A run of records
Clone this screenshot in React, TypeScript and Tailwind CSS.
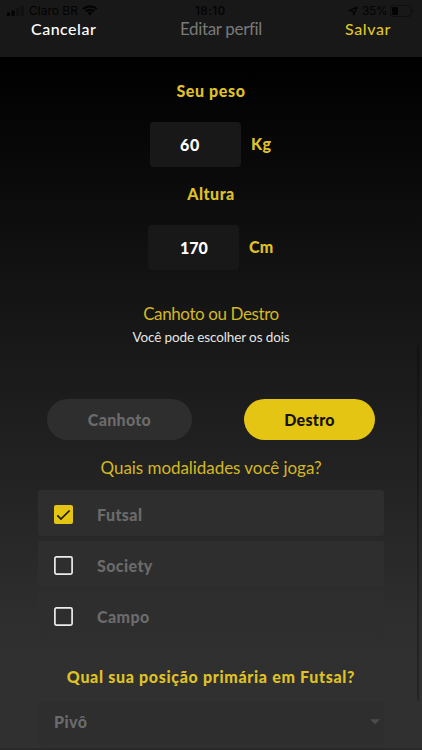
import { useState } from 'react'
import type { ReactNode } from 'react'

const modalities = ['Futsal', 'Society', 'Campo']

export default function App() {
  const [foot, setFoot] = useState('Destro')
  const [selected, setSelected] = useState<string[]>(['Futsal'])

  return (
    <div className="relative h-[750px] w-[422px] overflow-hidden bg-black font-['Lato',sans-serif]">
      <Header />
      <main className="h-[693px] bg-[linear-gradient(to_bottom,#000000_0px,#0a0a0a_120px,#141414_235px,#1c1c1c_335px,#232323_425px,#2e2e2e_560px,#303030_620px)] pt-[22px]">
        <Title className="tracking-[0.6px]">Seu peso</Title>
        <Measure value="60" unit="Kg" className="mt-[19px] ml-[150px]" valueClass="pl-[30px] tracking-[0.8px]" />
        <Title className="mt-[15px] tracking-[0.5px]">Altura</Title>
        <Measure value="170" unit="Cm" className="mt-[19px] ml-[148px]" valueClass="pl-[32px]" />
        <h2 className="mt-[32px] text-center text-[17px] leading-[24px] tracking-[-0.4px] text-[#d3b822]">
          Canhoto ou Destro
        </h2>
        <p className="text-center text-[13.5px] leading-[22px] tracking-[-0.12px] text-[#e6e6e6]">
          Você pode escolher os dois
        </p>
        <div className="mt-[51px] flex h-[41px] pl-[47px]">
          <FootButton
            label="Canhoto"
            active={foot === 'Canhoto'}
            className="w-[145px]"
            onClick={() => setFoot('Canhoto')}
          />
          <FootButton
            label="Destro"
            active={foot === 'Destro'}
            className="ml-[52px] w-[131px]"
            onClick={() => setFoot('Destro')}
          />
        </div>
        <h2 className="mt-[16px] text-center text-[17px] leading-[24px] tracking-[-0.05px] text-[#d3b822]">
          Quais modalidades você joga?
        </h2>
        <div className="mt-[10px] ml-[38px] flex w-[346px] flex-col gap-[5px]">
          {modalities.map((name) => {
            const checked = selected.includes(name)
            return (
              <button
                key={name}
                type="button"
                className="flex h-[46px] items-center rounded-[3px] bg-[#2e2e2e] pt-[3px] pl-[16px] text-left"
                onClick={() =>
                  setSelected(checked ? selected.filter((item) => item !== name) : [...selected, name])
                }
              >
                <Checkbox checked={checked} />
                <span className="ml-[24px] text-[16px] leading-[20px] font-black tracking-[0.4px] text-[#6b6b6b]">
                  {name}
                </span>
              </button>
            )
          })}
        </div>
        <Title className="mt-[27px] tracking-[0.67px]">Qual sua posição primária em Futsal?</Title>
        <div className="mt-[13px] ml-[38px] flex h-[43px] w-[346px] items-center justify-between rounded-[3px] bg-[#2e2e2e] pr-[4px] pb-[3px] pl-[16px]">
          <span className="text-[16px] leading-[20px] font-black tracking-[0.4px] text-[#6b6b6b]">Pivô</span>
          <svg width="10" height="6" viewBox="0 0 10 6" fill="#4b4b4b">
            <path d="M0 .3h10L5 5.3z" />
          </svg>
        </div>
      </main>
      <div className="absolute top-[345px] right-[3px] h-[356px] w-[2px] rounded-full bg-black/25" />
      <div className="absolute bottom-0 h-[2px] w-full bg-[#292929]" />
    </div>
  )
}

function Header() {
  return (
    <header className="h-[57px] bg-[#181818]">
      <div className="flex h-[22px] items-center pl-[7px] font-['Inter',sans-serif] text-[12px] text-[#030303]">
        <svg width="17" height="10" viewBox="0 0 17 10" fill="currentColor">
          <rect x="0" y="6.5" width="3" height="3.5" rx=".6" />
          <rect x="4.6" y="4.6" width="3" height="5.4" rx=".6" />
          <rect x="9.2" y="2.4" width="3" height="7.6" rx=".6" opacity=".35" />
          <rect x="13.8" y="0" width="3" height="10" rx=".6" opacity=".35" />
        </svg>
        <span className="ml-[5px] w-[53px] whitespace-nowrap">Claro BR</span>
        <svg width="16" height="12" viewBox="0 0 16 12" fill="currentColor">
          <path d="M8 2.4c2.2 0 4.2.9 5.7 2.3.1.1.3.1.4 0l1.1-1.1c.1-.1.1-.3 0-.5a10.4 10.4 0 0 0-14.4 0c-.1.1-.1.3 0 .5l1.1 1.1c.1.1.3.1.4 0A8.3 8.3 0 0 1 8 2.4z" />
          <path d="M8 5.9c1.2 0 2.3.4 3.2 1.2.1.1.3.1.4 0l1.1-1.1c.1-.1.1-.3 0-.5a6.9 6.9 0 0 0-9.4 0c-.1.1-.1.3 0 .5l1.1 1.1c.1.1.3.1.4 0A4.8 4.8 0 0 1 8 5.9z" />
          <path d="M10.2 8.2c.1-.1.1-.3 0-.4a3.4 3.4 0 0 0-4.4 0c-.1.1-.1.3 0 .4l1.9 2c.2.2.4.2.6 0z" />
        </svg>
        <span className="ml-[97px] w-[153px] font-medium tracking-[0.35px]">18:10</span>
        <svg width="10" height="10" viewBox="0 0 10 10" fill="none" stroke="currentColor" strokeWidth="1.2" strokeLinejoin="round">
          <path d="M9 1 5.6 9 5 5.2 1 4.7z" />
        </svg>
        <span className="ml-[4px] w-[28px] tracking-[-0.4px]">35%</span>
        <svg width="24" height="12" viewBox="0 0 24 12">
          <rect x=".5" y=".5" width="20.5" height="11" rx="2.8" fill="none" stroke="currentColor" strokeOpacity=".4" />
          <rect x="2" y="2" width="6" height="8" rx="1.3" fill="currentColor" />
          <path d="M22.3 4v4c.9-.4 1.3-1.100 1.300-2s-.4-1.600-1.300-2z" fill="currentColor" fillOpacity=".4" />
        </svg>
      </div>
      <nav className="-mt-px flex h-[15px] items-center pl-[31px] text-[16px] leading-[15px]">
        <span className="w-[149px] font-medium tracking-[0.5px] text-white">Cancelar</span>
        <span className="w-[165px] text-[17px] tracking-[-0.35px] text-[#797979]">Editar perfil</span>
        <span className="font-medium tracking-[0.6px] text-[#dfc527]">Salvar</span>
      </nav>
    </header>
  )
}

function Title({ className, children }: { className: string; children: ReactNode }) {
  return (
    <h2 className={`text-center text-[16px] leading-[24px] font-black whitespace-nowrap text-[#dfc127] ${className}`}>
      {children}
    </h2>
  )
}

function Measure({
  value,
  unit,
  className,
  valueClass,
}: {
  value: string
  unit: string
  className: string
  valueClass: string
}) {
  return (
    <div className={`flex h-[45px] items-center ${className}`}>
      <input
        readOnly
        value={value}
        className={`h-full w-[91px] rounded-[4px] bg-[#181818] pb-[1px] text-[16px] font-black text-white outline-none ${valueClass}`}
      />
      <span className="ml-[10px] pb-[2px] text-[16px] leading-[20px] font-black tracking-[0.3px] text-[#dfc127]">
        {unit}
      </span>
    </div>
  )
}

function FootButton({
  label,
  active,
  className,
  onClick,
}: {
  label: string
  active: boolean
  className: string
  onClick: () => void
}) {
  return (
    <button
      type="button"
      onClick={onClick}
      className={`rounded-full text-[16px] font-black tracking-[0.3px] ${
        active ? 'bg-[#e4c514] text-[#151208]' : 'bg-[#2e2e2e] text-[#6b6b6b]'
      } ${className}`}
    >
      {label}
    </button>
  )
}

function Checkbox({ checked }: { checked: boolean }) {
  return (
    <svg width="19" height="19" viewBox="0 0 19 19" fill="none">
      {checked ? (
        <>
          <rect width="19" height="19" rx="2" fill="#e4c514" />
          <path d="m3.4 10.4 3.5 3.6 8.7-8.5" stroke="#1b180b" strokeWidth="1.7" />
        </>
      ) : (
        <rect x=".9" y=".9" width="17.2" height="17.2" rx="1.5" stroke="#ececec" strokeWidth="1.7" />
      )}
    </svg>
  )
}
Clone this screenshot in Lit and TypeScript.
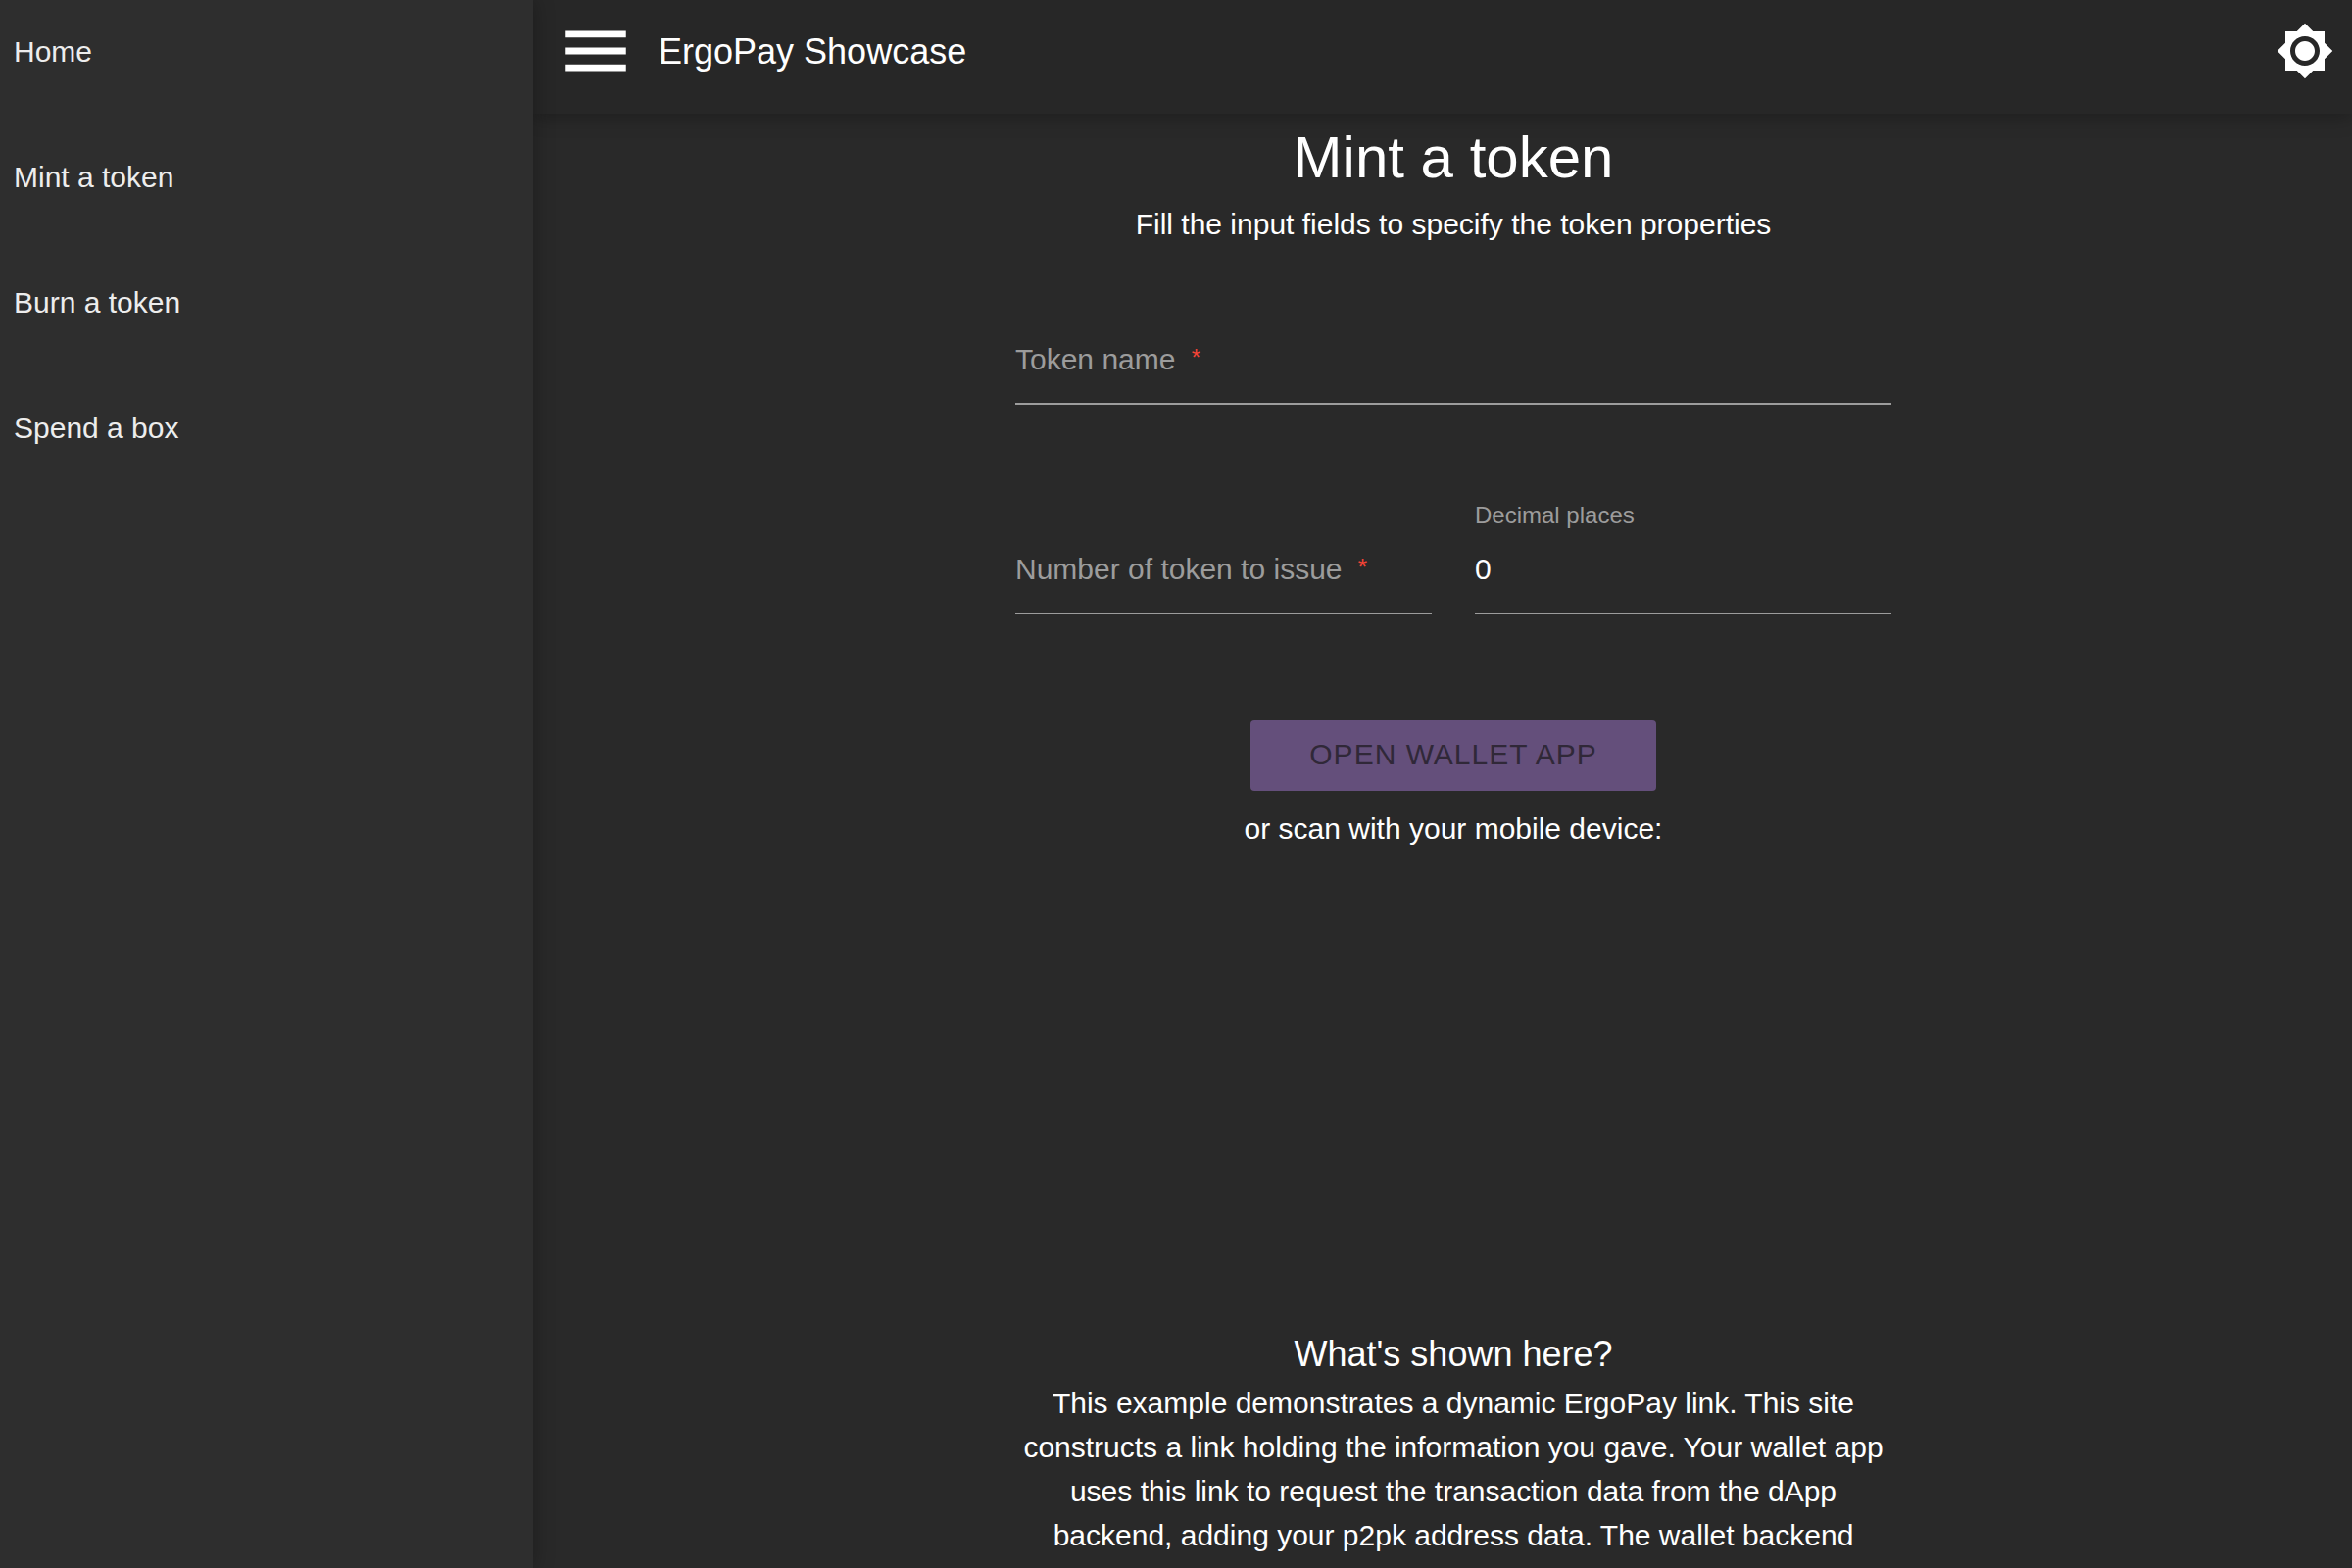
import { LitElement, html, css, nothing } from "lit";
import { customElement, property, state } from "lit/decorators.js";

@customElement("showcase-field")
class ShowcaseField extends LitElement {
  @property() label = "";
  @property() value = "";
  @property({ type: Boolean }) required = false;

  static styles = css`
    :host {
      display: block;
      min-width: 0;
    }
    .field {
      display: grid;
      grid-template-rows: 46px 62px;
      border-bottom: 2px solid #9c9c9c;
    }
    .label {
      grid-column: 1;
      grid-row: 1;
      align-self: start;
      font-size: 24px;
      line-height: 18px;
      color: #9c9c9c;
    }
    .field.empty .label {
      grid-row: 2;
      font-size: 30px;
      line-height: 36px;
      pointer-events: none;
      z-index: 1;
    }
    .mark {
      margin-left: 8px;
      font-size: 24px;
      line-height: 0;
      vertical-align: 4px;
      color: #f44336;
    }
    .input {
      grid-column: 1;
      grid-row: 2;
      box-sizing: border-box;
      width: 100%;
      height: 62px;
      margin: 0;
      padding: 0 0 26px;
      border: 0;
      outline: 0;
      background: transparent;
      color: #fff;
      font: inherit;
      font-size: 30px;
      line-height: 36px;
    }
  `;

  private onInput(event: Event) {
    this.value = (event.target as HTMLInputElement).value;
  }

  render() {
    return html`
      <div class="field ${this.value === "" ? "empty" : ""}">
        <label class="label" for="input"
          >${this.label}${this.required
            ? html` <span class="mark" aria-hidden="true">*</span>`
            : nothing}</label
        >
        <input
          class="input"
          id="input"
          type="text"
          .value=${this.value}
          ?required=${this.required}
          @input=${this.onInput}
        />
      </div>
    `;
  }
}

@customElement("app-root")
class AppRoot extends LitElement {
  @state() private drawerOpen = true;

  static styles = css`
    :host {
      display: block;
      font-family: "Liberation Sans", Helvetica, Arial, sans-serif;
      font-size: 30px;
      line-height: 45px;
      color: #fff;
    }
    .shell {
      display: flex;
      height: 100vh;
      background: #292929;
      overflow: hidden;
    }
    .drawer {
      flex: none;
      width: 544px;
      background: #2e2e2e;
      box-shadow: 0 0 20px rgba(0, 0, 0, 0.3);
      z-index: 2;
    }
    .links {
      display: flex;
      flex-direction: column;
      gap: 24px;
      margin: 0;
      padding: 0;
      list-style: none;
    }
    .link {
      display: flex;
      align-items: center;
      height: 104px;
      padding: 0 14px;
      color: #ededed;
      text-decoration: none;
    }
    .page {
      flex: 1;
      min-width: 0;
      display: flex;
      flex-direction: column;
    }
    .bar {
      flex: none;
      display: flex;
      align-items: center;
      box-sizing: border-box;
      height: 116px;
      padding: 0 18px 12px 23px;
      background: #272727;
      box-shadow: 0 2px 20px rgba(0, 0, 0, 0.3);
      z-index: 1;
    }
    .icon-button {
      display: flex;
      margin: 0;
      padding: 0;
      border: 0;
      background: none;
      color: #fff;
      cursor: pointer;
    }
    .menu-icon {
      width: 82px;
      height: 82px;
    }
    .theme-icon {
      width: 60px;
      height: 60px;
    }
    .brand {
      flex: 1;
      margin-left: 23px;
      font-size: 36px;
    }
    .content {
      flex: 1;
      min-height: 0;
      overflow: hidden;
      padding: 9px 0 0 22px;
    }
    .column {
      max-width: 894px;
      margin: 0 auto;
      text-align: center;
    }
    .title {
      margin: 0;
      font-size: 60px;
      line-height: 72px;
      font-weight: 400;
    }
    .text {
      margin: 0;
    }
    .lead {
      margin-top: 9px;
    }
    .form {
      display: grid;
      grid-template-columns: 1fr 1fr;
      gap: 104px 44px;
      margin-top: 52px;
      text-align: left;
    }
    .wide {
      grid-column: 1 / -1;
    }
    .open {
      display: block;
      height: 72px;
      margin: 108px auto 16px;
      padding: 0 60px 4px;
      border: 0;
      border-radius: 4px;
      background: #644f7b;
      color: #302838;
      font: inherit;
      letter-spacing: 1px;
      text-transform: uppercase;
    }
    .code {
      height: 487px;
    }
    .subtitle {
      margin: 0;
      font-size: 36px;
      line-height: 54px;
      font-weight: 400;
    }
  `;

  private toggleDrawer() {
    this.drawerOpen = !this.drawerOpen;
  }

  render() {
    const pages = ["Home", "Mint a token", "Burn a token", "Spend a box"];
    return html`
      <div class="shell">
        ${this.drawerOpen
          ? html`<nav class="drawer">
              <ul class="links">
                ${pages.map(
                  (page) => html`<li><a class="link" href="#">${page}</a></li>`
                )}
              </ul>
            </nav>`
          : nothing}
        <div class="page">
          <header class="bar">
            <button class="icon-button" aria-label="Menu" @click=${this.toggleDrawer}>
              <svg class="menu-icon" viewBox="0 0 24 24" fill="currentColor">
                <path d="M3 18h18v-2H3v2zm0-5h18v-2H3v2zm0-7v2h18V6H3z" />
              </svg>
            </button>
            <span class="brand">ErgoPay Showcase</span>
            <button class="icon-button" aria-label="Theme">
              <svg class="theme-icon" viewBox="0 0 24 24" fill="currentColor">
                <path
                  d="M20 8.69V4h-4.69L12 .69 8.69 4H4v4.69L.69 12 4 15.31V20h4.69L12 23.31 15.31 20H20v-4.69L23.31 12 20 8.69zM12 18c-3.31 0-6-2.69-6-6s2.69-6 6-6 6 2.69 6 6-2.69 6-6 6zm0-10c-2.21 0-4 1.79-4 4s1.79 4 4 4 4-1.79 4-4-1.79-4-4-4z"
                />
              </svg>
            </button>
          </header>
          <main class="content">
            <div class="column">
              <h1 class="title">Mint a token</h1>
              <p class="text lead">Fill the input fields to specify the token properties</p>
              <form class="form">
                <showcase-field class="wide" label="Token name" required></showcase-field>
                <showcase-field label="Number of token to issue" required></showcase-field>
                <showcase-field label="Decimal places" value="0"></showcase-field>
              </form>
              <button class="open" disabled>Open wallet app</button>
              <p class="text">or scan with your mobile device:</p>
              <div class="code"></div>
              <h2 class="subtitle">What's shown here?</h2>
              <p class="text">
                This example demonstrates a dynamic ErgoPay link. This site constructs a
                link holding the information you gave. Your wallet app uses this link to
                request the transaction data from the dApp backend, adding your p2pk
                address data. The wallet backend
              </p>
            </div>
          </main>
        </div>
      </div>
    `;
  }
}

◆ Exercise description: Each line from the top of the material through the line containing "const [selected, setSelected]" should be reproduced exactly; please drop any images.

◆ Solution below:
Clone this screenshot in React, TypeScript and Tailwind CSS.
import { useState } from 'react'
import type { ReactNode } from 'react'

const modalities = ['Futsal', 'Society', 'Campo']

export default function App() {
  const [foot, setFoot] = useState('Destro')
  const [selected, setSelected] = useState<string[]>(['Futsal'])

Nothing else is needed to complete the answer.